CARSON, Calif. — Danny Garcia walked into his nationally televised fight against Adrian Granados on Saturday night with a gorilla-sized chip on his shoulder. The decorated boxer with an impressive 12-year career was being underestimated.
With two blemishes on his record over his last three bouts, the Philadelphia born-and-bred fighter was no longer considered a blue-chip pugilist. Mind you, he was a couple of swing rounds away from being undefeated, but no one seemed to remember.
All of a sudden he was on the outside listening in on debates of who the best welterweight was in the star-studded division. Names like Terence Crawford, Errol Spence Jr., Manny Pacquiao, Keith Thurman, and Shawn Porter — and a gantlet of matchups between them — were rattled off before Garcia even came to mind.
Such was the hand Garcia was dealt after dropping razor-thin decisions to Thurman and Porter.

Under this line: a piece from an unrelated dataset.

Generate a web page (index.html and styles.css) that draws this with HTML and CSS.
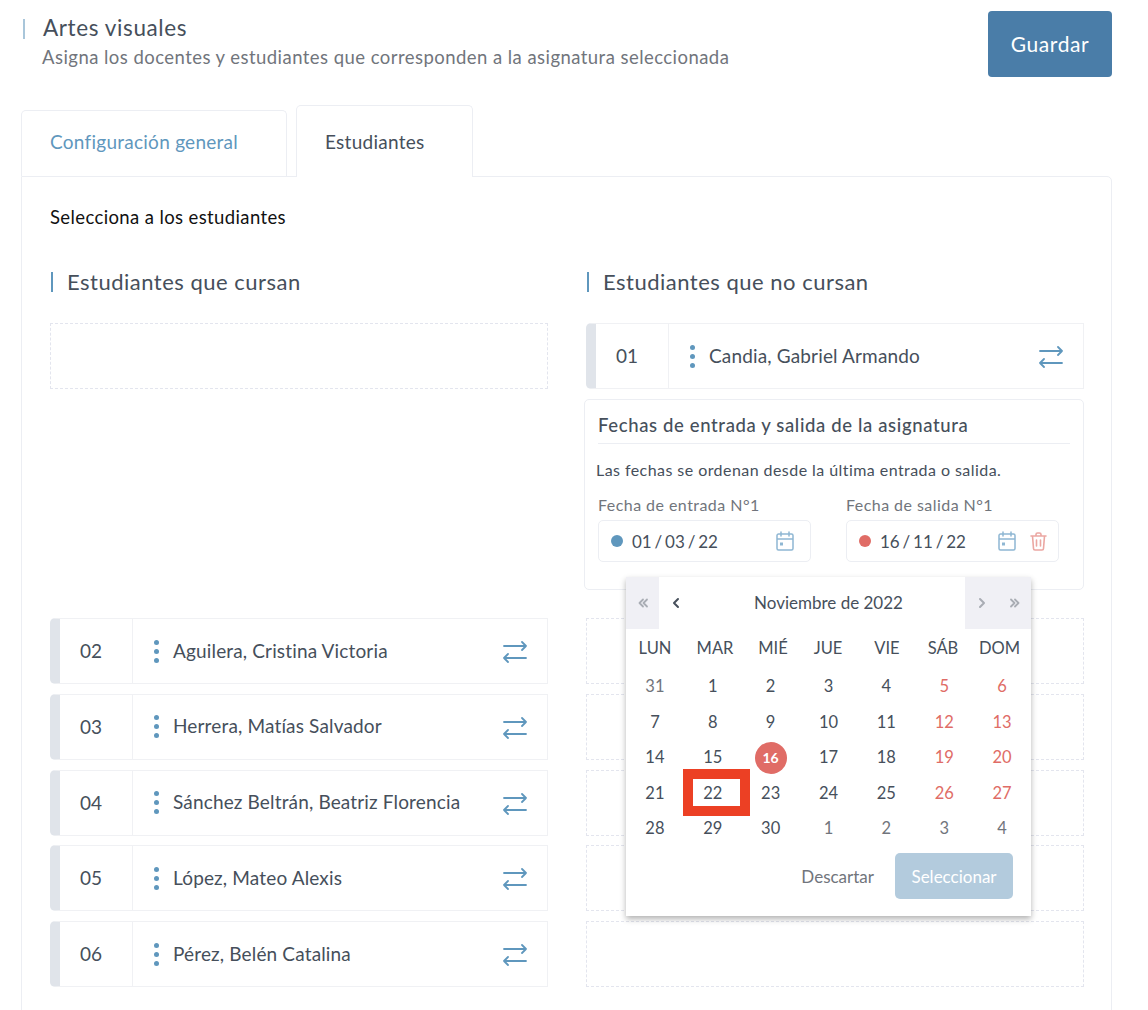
FILE: index.html
```html
<!DOCTYPE html>
<html lang="es">
<head>
    <meta charset="UTF-8">
    <meta name="viewport" content="width=device-width, initial-scale=1.0">
    <title>Artes visuales</title>
    <link rel="stylesheet" href="styles.css">
</head>
<body>
    <svg class="icon-defs" width="0" height="0" aria-hidden="true">
        <symbol id="swap" viewBox="0 0 24 24">
            <path d="M1 7H23M19 3L23 7L19 11M23 19H1M5 15L1 19L5 23" fill="none" stroke="currentColor" stroke-width="1.8" stroke-linecap="round" stroke-linejoin="round"/>
        </symbol>
        <symbol id="calendar" viewBox="0 0 18 20">
            <path d="M2.500 3H15.500A1.500 1.500 0 0 1 17 4.500V17.500A1.500 1.500 0 0 1 15.500 19H2.500A1.500 1.500 0 0 1 1 17.500V4.500A1.500 1.500 0 0 1 2.500 3ZM1 8H17M5 1V5M13 1V5" fill="none" stroke="currentColor" stroke-width="1.500" stroke-linecap="round"/>
            <rect x="4" y="11.500" width="3" height="3" fill="currentColor"/>
        </symbol>
        <symbol id="trash" viewBox="0 0 17 19">
            <path d="M1 4H16M6 4V2.500A1.500 1.500 0 0 1 7.500 1H9.500A1.500 1.500 0 0 1 11 2.500V4M2.500 4L3.500 16.500A1.500 1.500 0 0 0 5 18H12A1.500 1.500 0 0 0 13.500 16.500L14.500 4M6.500 8V14M10.500 8V14" fill="none" stroke="currentColor" stroke-width="1.600" stroke-linecap="round" stroke-linejoin="round"/>
        </symbol>
        <symbol id="chevron" viewBox="0 0 12 12">
            <path d="M8 2L4 6L8 10" fill="none" stroke="currentColor" stroke-width="2" stroke-linecap="round" stroke-linejoin="round"/>
        </symbol>
        <symbol id="chevron-double" viewBox="0 0 12 12">
            <path d="M6 2.500L2.500 6L6 9.500M10 2.500L6.500 6L10 9.500" fill="none" stroke="currentColor" stroke-width="1.800" stroke-linecap="round" stroke-linejoin="round"/>
        </symbol>
    </svg>

    <div class="page">
        <div class="header">
            <div>
                <h1 class="title">Artes visuales</h1>
                <p class="subtitle">Asigna los docentes y estudiantes que corresponden a la asignatura seleccionada</p>
            </div>
            <button class="save-btn">Guardar</button>
        </div>

        <div class="tabs">
            <div class="tab">Configuración general</div>
            <div class="tab active">Estudiantes</div>
        </div>

        <div class="panel">
            <p class="panel-intro">Selecciona a los estudiantes</p>

            <div class="columns">
                <div>
                    <h2 class="col-title">Estudiantes que cursan</h2>
                    <div class="slot"></div>
                    <div class="list list-left">
                        <div class="student">
                            <div class="num">02</div>
                            <div class="dots"><i></i><i></i><i></i></div>
                            <div class="name">Aguilera, Cristina Victoria</div>
                            <svg class="swap"><use href="#swap"/></svg>
                        </div>
                        <div class="student">
                            <div class="num">03</div>
                            <div class="dots"><i></i><i></i><i></i></div>
                            <div class="name">Herrera, Matías Salvador</div>
                            <svg class="swap"><use href="#swap"/></svg>
                        </div>
                        <div class="student">
                            <div class="num">04</div>
                            <div class="dots"><i></i><i></i><i></i></div>
                            <div class="name">Sánchez Beltrán, Beatriz Florencia</div>
                            <svg class="swap"><use href="#swap"/></svg>
                        </div>
                        <div class="student">
                            <div class="num">05</div>
                            <div class="dots"><i></i><i></i><i></i></div>
                            <div class="name">López, Mateo Alexis</div>
                            <svg class="swap"><use href="#swap"/></svg>
                        </div>
                        <div class="student">
                            <div class="num">06</div>
                            <div class="dots"><i></i><i></i><i></i></div>
                            <div class="name">Pérez, Belén Catalina</div>
                            <svg class="swap"><use href="#swap"/></svg>
                        </div>
                    </div>
                </div>

                <div>
                    <h2 class="col-title">Estudiantes que no cursan</h2>
                    <div class="student">
                        <div class="num">01</div>
                        <div class="dots"><i></i><i></i><i></i></div>
                        <div class="name">Candia, Gabriel Armando</div>
                        <svg class="swap"><use href="#swap"/></svg>
                    </div>

                    <div class="dates">
                        <h3 class="dates-title">Fechas de entrada y salida de la asignatura</h3>
                        <p class="dates-note">Las fechas se ordenan desde la última entrada o salida.</p>
                        <div class="date-fields">
                            <div>
                                <label class="date-label">Fecha de entrada N°1</label>
                                <div class="date-input">
                                    <span class="dot"></span>
                                    <span class="date-value">01 / 03 / 22</span>
                                    <svg class="cal-icon"><use href="#calendar"/></svg>
                                </div>
                            </div>
                            <div>
                                <label class="date-label">Fecha de salida N°1</label>
                                <div class="date-input">
                                    <span class="dot red"></span>
                                    <span class="date-value">16 / 11 / 22</span>
                                    <svg class="cal-icon"><use href="#calendar"/></svg>
                                    <svg class="trash-icon"><use href="#trash"/></svg>
                                </div>
                            </div>
                        </div>

                        <div class="calendar">
                            <div class="cal-head">
                                <span class="cal-nav shaded"><svg><use href="#chevron-double"/></svg></span>
                                <span class="cal-nav dark"><svg><use href="#chevron"/></svg></span>
                                <span class="cal-title">Noviembre de 2022</span>
                                <span class="cal-nav shaded"><svg class="flip"><use href="#chevron"/></svg></span>
                                <span class="cal-nav shaded"><svg class="flip"><use href="#chevron-double"/></svg></span>
                            </div>
                            <div class="weekdays">
                                <span>LUN</span><span>MAR</span><span>MIÉ</span><span>JUE</span><span>VIE</span><span>SÁB</span><span>DOM</span>
                            </div>
                            <div class="days">
                                <span class="muted">31</span><span>1</span><span>2</span><span>3</span><span>4</span><span class="weekend">5</span><span class="weekend">6</span>
                                <span>7</span><span>8</span><span>9</span><span>10</span><span>11</span><span class="weekend">12</span><span class="weekend">13</span>
                                <span>14</span><span>15</span><span><b class="today">16</b></span><span>17</span><span>18</span><span class="weekend">19</span><span class="weekend">20</span>
                                <span>21</span><span class="marked">22</span><span>23</span><span>24</span><span>25</span><span class="weekend">26</span><span class="weekend">27</span>
                                <span>28</span><span>29</span><span>30</span><span class="muted">1</span><span class="muted">2</span><span class="muted">3</span><span class="muted">4</span>
                            </div>
                            <div class="cal-foot">
                                <span class="discard">Descartar</span>
                                <button class="select-btn">Seleccionar</button>
                            </div>
                        </div>
                    </div>

                    <div class="list list-right">
                        <div class="slot"></div>
                        <div class="slot"></div>
                        <div class="slot"></div>
                        <div class="slot"></div>
                        <div class="slot"></div>
                    </div>
                </div>
            </div>
        </div>
    </div>
</body>
</html>
```

FILE: styles.css
```css
:root {
    --primary-color: #4a7da8;
    --accent-color: #5f97bd;
    --danger-color: #e06c66;
    --text-color: #464f5b;
    --muted-color: #71757c;
    --line-color: #eceef3;
}

* {
    margin: 0;
    padding: 0;
    box-sizing: border-box;
    font-family: 'Lato', 'Noto Sans', sans-serif;
}

html, body {
    height: 1010px;
    overflow: hidden;
}

body {
    background-color: white;
    color: var(--text-color);
}

.icon-defs {
    position: absolute;
}

.page {
    padding: 11px 36px 0 21px;
}

.header {
    display: flex;
    justify-content: space-between;
    height: 66px;
}

.title {
    font-size: 22.5px;
    font-weight: 400;
    letter-spacing: 0.6px;
    line-height: 24px;
    margin: 8px 0 0 2px;
    padding: 0 0 2px 18px;
    border-left: 2px solid #a9c6da;
    height: 20px;
    display: flex;
    align-items: center;
}

.subtitle {
    font-size: 18.5px;
    letter-spacing: 0.45px;
    line-height: 24px;
    margin: 6px 0 0 21px;
    color: var(--muted-color);
}

.save-btn {
    width: 124px;
    height: 66px;
    padding-bottom: 2px;
    background-color: var(--primary-color);
    color: white;
    border: none;
    border-radius: 4px;
    font-size: 21px;
    letter-spacing: 0.6px;
}

.tabs {
    display: flex;
    align-items: flex-end;
    gap: 9px;
    margin-top: 28px;
}

.tab {
    height: 66px;
    width: 266px;
    padding-left: 28px;
    line-height: 61px;
    font-size: 19px;
    letter-spacing: 0.26px;
    color: var(--accent-color);
    background: white;
    border: 1px solid var(--line-color);
    border-bottom: none;
    border-radius: 5px 5px 0 0;
}

.tab.active {
    height: 72px;
    width: 177px;
    line-height: 71px;
    margin-bottom: -1px;
    position: relative;
    color: var(--text-color);
}

.panel {
    height: 900px;
    padding: 29px 27px 29px 28px;
    border: 1px solid var(--line-color);
    border-radius: 0 5px 0 0;
}

.panel-intro {
    font-size: 18.5px;
    letter-spacing: 0.38px;
    line-height: 22px;
    color: #111;
}

.columns {
    display: grid;
    grid-template-columns: 498px 498px;
    gap: 38px;
    margin-top: 41px;
}

.col-title {
    font-size: 22px;
    font-weight: 400;
    letter-spacing: 0.5px;
    line-height: 20px;
    height: 20px;
    margin: 3px 0 31px 1px;
    padding-left: 14px;
    border-left: 2px solid var(--accent-color);
}

.slot {
    height: 66px;
    border: 1px dashed #e3e5ee;
}

.list {
    display: flex;
    flex-direction: column;
    gap: 9.75px;
}

.list-left {
    margin-top: 229px;
}

.list-right {
    margin-top: 28px;
}

.student {
    display: flex;
    align-items: center;
    height: 66px;
    border: 1px solid #f0f1f4;
    border-left: 10px solid #e0e4ea;
    border-radius: 5px 0 0 5px;
}

.num {
    width: 73px;
    height: 100%;
    padding-left: 20px;
    line-height: 64px;
    font-size: 19px;
    border-right: 1px solid #f0f1f4;
}

.dots {
    display: flex;
    flex-direction: column;
    gap: 4px;
    margin: 0 14px 0 21px;
}

.dots i {
    width: 5px;
    height: 5px;
    border-radius: 50%;
    background-color: var(--accent-color);
}

.name {
    flex: 1;
    padding-bottom: 2px;
    font-size: 19px;
    letter-spacing: 0.15px;
}

.swap {
    width: 24px;
    height: 24px;
    margin-right: 20px;
    color: var(--accent-color);
}

.dates {
    position: relative;
    width: 500px;
    height: 191px;
    margin: 10px 0 0 -2px;
    padding: 14px 13px 0;
    border: 1px solid var(--line-color);
    border-radius: 5px;
}

.dates-title {
    font-size: 18.5px;
    font-weight: 500;
    letter-spacing: 0.63px;
    line-height: 22px;
    padding-bottom: 7px;
    border-bottom: 1px solid var(--line-color);
}

.dates-note {
    font-size: 16px;
    letter-spacing: 0.44px;
    line-height: 20px;
    margin: 16px 0 0 -2px;
}

.date-fields {
    display: grid;
    grid-template-columns: 213px 213px;
    gap: 35px;
    margin-top: 15px;
}

.date-label {
    display: block;
    font-size: 16px;
    letter-spacing: 0.45px;
    line-height: 20px;
    color: var(--muted-color);
}

.date-input {
    display: flex;
    align-items: center;
    height: 42px;
    margin-top: 5px;
    padding: 0 12px;
    border: 1px solid var(--line-color);
    border-radius: 5px;
}

.dot {
    width: 12px;
    height: 12px;
    border-radius: 50%;
    background-color: var(--accent-color);
}

.dot.red {
    background-color: var(--danger-color);
}

.date-value {
    flex: 1;
    margin-left: 9px;
    font-size: 17px;
    word-spacing: -1.5px;
}

.cal-icon {
    width: 18px;
    height: 20px;
    margin-right: 4px;
    color: #8fb7d3;
}

.trash-icon {
    width: 17px;
    height: 19px;
    margin: 0 -1px 0 10px;
    color: #eba7a2;
}

.calendar {
    position: absolute;
    top: 177px;
    left: 41px;
    width: 405px;
    height: 339px;
    background: white;
    box-shadow: 0 3px 6px rgba(0,0,0,0.3);
    z-index: 5;
}

.cal-head {
    display: flex;
    height: 52px;
    align-items: stretch;
}

.cal-nav {
    display: flex;
    align-items: center;
    justify-content: center;
    width: 33px;
    color: #a9adb4;
}

.cal-nav svg {
    width: 12px;
    height: 12px;
}

.cal-nav svg.flip {
    transform: scaleX(-1);
}

.cal-nav.shaded {
    background-color: #f0f0f5;
}

.cal-nav.dark {
    color: var(--text-color);
}

.cal-title {
    flex: 1;
    text-align: center;
    line-height: 52px;
    font-size: 17px;
}

.weekdays {
    display: grid;
    grid-template-columns: 58px 62px 54px 56px 62px 50px 63px;
    height: 40px;
    line-height: 39px;
    font-size: 16.5px;
    text-align: center;
}

.days {
    display: grid;
    grid-template-columns: repeat(7, 1fr);
    text-align: center;
}

.days span {
    height: 35.5px;
    line-height: 35.5px;
    font-size: 16.5px;
}

.days .muted {
    color: var(--muted-color);
}

.days .weekend {
    color: var(--danger-color);
}

.today {
    display: inline-block;
    width: 32px;
    height: 32px;
    line-height: 32px;
    border-radius: 50%;
    background-color: var(--danger-color);
    color: white;
    font-size: 14px;
}

.marked {
    position: relative;
}

.marked::after {
    content: "";
    position: absolute;
    top: -6.5px;
    left: -1px;
    box-sizing: border-box;
    width: 67px;
    height: 47px;
    border: 10px solid #ec4024;
}

.cal-foot {
    display: flex;
    justify-content: flex-end;
    align-items: center;
    gap: 21px;
    margin-top: 6.5px;
    padding-right: 18px;
}

.discard {
    font-size: 17px;
    color: var(--muted-color);
}

.select-btn {
    width: 118px;
    height: 46px;
    background-color: #b3cbdd;
    color: white;
    border: none;
    border-radius: 5px;
    font-size: 17px;
}
```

Knowing very well that he had to make a big statement, Garcia fired on all cylinders and eviscerated the journeyman challenger Granados for seven straight rounds at the Dignity Health Sports Park, knocking him down three times en route to a technical knockout.
A rejuvenated Garcia climbed the ring ropes immediately after referee Thomas Taylor stopped further carnage, looked into the camera and proudly proclaimed, “I’m back!” because he reentered the running to reclaim his stake atop the supremely stacked 147-pound division.
“It just feels great to make a statement,” Garcia said in the dressing room after the fight. “We’re still here. … I felt really good. I wasn’t at my best the last couple of fights. This is the Danny Garcia that you’re going to see for the rest of my career.”
Garcia (35-2, 21 knockouts) was satisfied with his punishing performance against the game Granados (20-7-2, 14 knockouts), who was finished via knockout for the first time in his career. Garcia’s elite one-punch power — arguably one of the best in the division — was on full display as he blitzed his way back into the picture of a big-time prize fight. With the right dance partner, the former two-division champion could very well be coronated as kingpin, too.
When presented options between Pacquiao, Spence Jr. and avenging losses to Thurman and Porter, Garcia verbally courted the 40-year-old Filipino senator, boxing’s only eight-division world champion, as his prime candidate. Pacquiao said Saturday that if Garcia put on a strong showing, he’d consider him — and Thurman — as the opponent for his July return to the ring.